▶ [SHORT EXERCISE] Please transcribe the data that follows without the pictures, keeping every word the same.

▶ [DATASET EXTRACT]
**********
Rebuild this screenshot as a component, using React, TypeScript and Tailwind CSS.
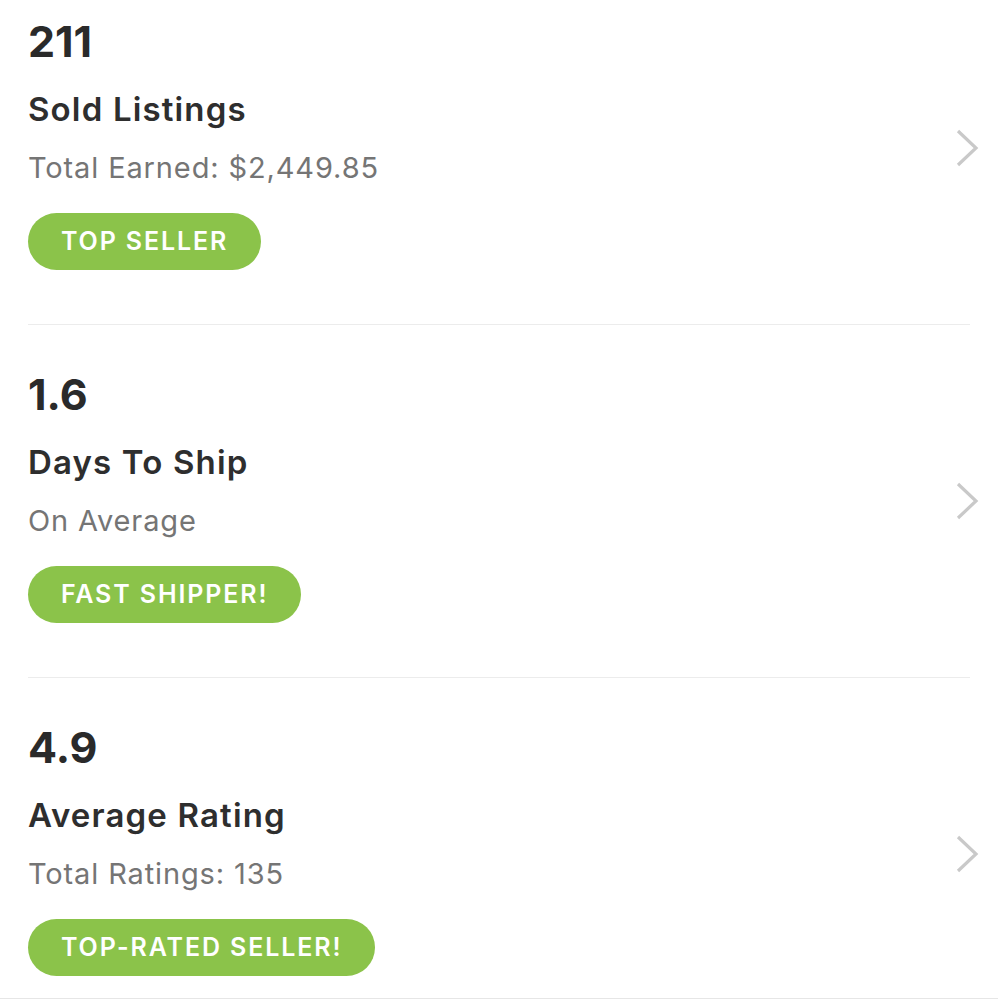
import React from "react";

type Item = { value: string; title: string; sub: string; badge: string };

const items: Item[] = [
  { value: "211", title: "Sold Listings", sub: "Total Earned: $2,449.85", badge: "TOP SELLER" },
  { value: "1.6", title: "Days To Ship", sub: "On Average", badge: "FAST SHIPPER!" },
  { value: "4.9", title: "Average Rating", sub: "Total Ratings: 135", badge: "TOP-RATED SELLER!" },
];

function Chevron() {
  return (
    <svg width="26" height="40" viewBox="0 0 26 40" fill="none">
      <polyline points="4,3 22,20 4,37" stroke="#c9c9c9" strokeWidth="3.2" strokeLinecap="butt" strokeLinejoin="miter" />
    </svg>
  );
}

function Section({ item }: { item: Item }) {
  return (
    <div className="mx-[28px] h-[353px] shrink-0 border-b border-[#ececec] flex items-center justify-between">
      <div className="flex flex-col items-start self-start pt-[45px]">
        <div className="text-[43px] leading-[48px] font-bold tracking-[0em] text-[#2a2a2a]">{item.value}</div>
        <div className="mt-[26px] text-[33px] leading-[36px] font-semibold tracking-[0.035em] text-[#2e2e2e]">{item.title}</div>
        <div className="mt-[24px] text-[29px] leading-[34px] tracking-[0.03em] text-[#757575]">{item.sub}</div>
        <div className="mt-[28px] h-[57px] rounded-full bg-[#8bc34a] px-[33px] flex items-center text-[25px] font-semibold tracking-[0.075em] text-white">
          {item.badge}
        </div>
      </div>
      <div className="mr-[-10px]">
        <Chevron />
      </div>
    </div>
  );
}

export default function App() {
  return (
    <div className="w-[998px] h-[1000px] bg-white overflow-hidden flex flex-col font-['Inter',sans-serif]">
      <div className="flex-1 overflow-hidden">
        <div className="mt-[-28px] flex flex-col">
          {items.map((it) => (
            <Section key={it.value} item={it} />
          ))}
        </div>
      </div>
      <div className="h-[2px] shrink-0 border-t border-[#e6e6e6] bg-white" />
    </div>
  );
}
**********
▶ [WRITTEN SOLUTION]
Rebuild this screenshot as a component, using React, TypeScript and Tailwind CSS.
import React from "react";

type Item = { value: string; title: string; sub: string; badge: string };

const items: Item[] = [
  { value: "211", title: "Sold Listings", sub: "Total Earned: $2,449.85", badge: "TOP SELLER" },
  { value: "1.6", title: "Days To Ship", sub: "On Average", badge: "FAST SHIPPER!" },
  { value: "4.9", title: "Average Rating", sub: "Total Ratings: 135", badge: "TOP-RATED SELLER!" },
];

function Chevron() {
  return (
    <svg width="26" height="40" viewBox="0 0 26 40" fill="none">
      <polyline points="4,3 22,20 4,37" stroke="#c9c9c9" strokeWidth="3.2" strokeLinecap="butt" strokeLinejoin="miter" />
    </svg>
  );
}

function Section({ item }: { item: Item }) {
  return (
    <div className="mx-[28px] h-[353px] shrink-0 border-b border-[#ececec] flex items-center justify-between">
      <div className="flex flex-col items-start self-start pt-[45px]">
        <div className="text-[43px] leading-[48px] font-bold tracking-[0em] text-[#2a2a2a]">{item.value}</div>
        <div className="mt-[26px] text-[33px] leading-[36px] font-semibold tracking-[0.035em] text-[#2e2e2e]">{item.title}</div>
        <div className="mt-[24px] text-[29px] leading-[34px] tracking-[0.03em] text-[#757575]">{item.sub}</div>
        <div className="mt-[28px] h-[57px] rounded-full bg-[#8bc34a] px-[33px] flex items-center text-[25px] font-semibold tracking-[0.075em] text-white">
          {item.badge}
        </div>
      </div>
      <div className="mr-[-10px]">
        <Chevron />
      </div>
    </div>
  );
}

export default function App() {
  return (
    <div className="w-[998px] h-[1000px] bg-white overflow-hidden flex flex-col font-['Inter',sans-serif]">
      <div className="flex-1 overflow-hidden">
        <div className="mt-[-28px] flex flex-col">
          {items.map((it) => (
            <Section key={it.value} item={it} />
          ))}
        </div>
      </div>
      <div className="h-[2px] shrink-0 border-t border-[#e6e6e6] bg-white" />
    </div>
  );
}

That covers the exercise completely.